Solving Physics Exam Problems: Quadratic and Torque Examples

[donotremember]

I just wrote a physics exam today and I got stumped on a couple problems that have been bugging me, and I should probably find out how they are done the right way, or at least how to set them up just in case I use them again and I don't see any examples in my textbook:

The first I'm pretty sure involves a quadratic. It involves finding the angle you need to tilt a gun up in order to hit a target a distance d away if the target is on the same level as you. Only the Vi from the gun (without components) and the distance away are given.


The second is a torque question I think. Determine if a glass will tip over when a horizontal force is applied to the top rim and the coefficient of static friction is 0.2. The glass weighs w has height h and has diameter d.

 

[Doc Al]

Show what you did and where you got stuck.

 

[donotremember]

Show what you did and where you got stuck.

The distance equations for each component are

Given Vi

(1) Viy = Vi*sin(Θ) -1/2 (9.81)t^2

(2) Vix = Vi*cos(Θ) *t

I tried stating that

t = Vix/(Vi*cos(Θ))

and putting that in equation (1) for t and I get lost after I end up with sin(Θ) and cos(Θ)
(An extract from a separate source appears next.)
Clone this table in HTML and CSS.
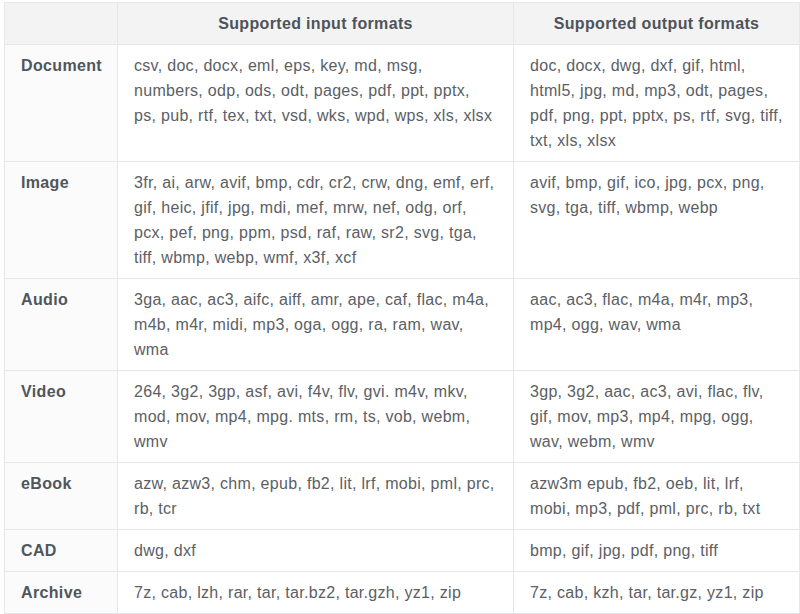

I can't find examples of this problem in by textbook or notes so it's possible there is a much better approach.For the second problem the frictional force is just w(0.2) and acts in the direction resisting motion. The force that acts on the top rim acts at a distance to a pivot (I think) Possibly at the center of the glass.

 

[LowlyPion]

The distance equations for each component are

Given Vi

(1) Viy = Vi*sin(\theta) -1/2 (9.81)t^2

(2) Vix = Vi*cos(\theta) *t

I tried stating that

t = Vix/(Vi*cos(\theta))

and putting that in equation (1) for t and I get lost after I end up with sin(\theta) and cos(\theta)

I can't find examples of this problem in by textbook or notes so it's possible there is a much better approach.

That's the right approach.

You should end up with a term in sinθcosθ . That's what you want, because then you can rely on your rusty trig identities to invoke

2sin(θ)cos(θ) = sin(2θ)

 

[LowlyPion]

For the second problem the frictional force is just w(0.2) and acts in the direction resisting motion. The force that acts on the top rim acts at a distance to a pivot (I think) Possibly at the center of the glass.

Consider what the condition is for tipping?

Where will the center of mass necessarily need to be for it to fall?

 

[donotremember]

Consider what the condition is for tipping?

Where will the center of mass necessarily need to be for it to fall?

The center of mass must go beyond the vertical from the edge of the cup that remains on the table, but I'm unsure of how to include gravity and the two forces in order to understand how the system will evolve when you push on the cup.

This is a torque question isn't it?

 

[LowlyPion]

The center of mass must go beyond the vertical from the edge of the cup that remains on the table, but I'm unsure of how to include gravity and the two forces in order to understand how the system will evolve when you push on the cup.

This is a torque question isn't it?

Yes that's right. It's a question of torque.

You have the geometry of the glass. You have the maximum force that can be applied to the top without it slipping from the friction relationship.

If the diameter of the glass is d, then the center of mass is acting through what point due to gravity? And that gives you the moment from the center of mass to the leading edge about which it will tip. Now the force is acting at the top and that is at height h, so you have the tipping moment.

So long as you have a greater tipping moment, than settling moment from gravity, then it should tip all the way right? Because once it starts to lift, the center of mass acts through a shorter distance to the tipping edge and the force acts at a lengthening distance (height) from that same pivoting edge.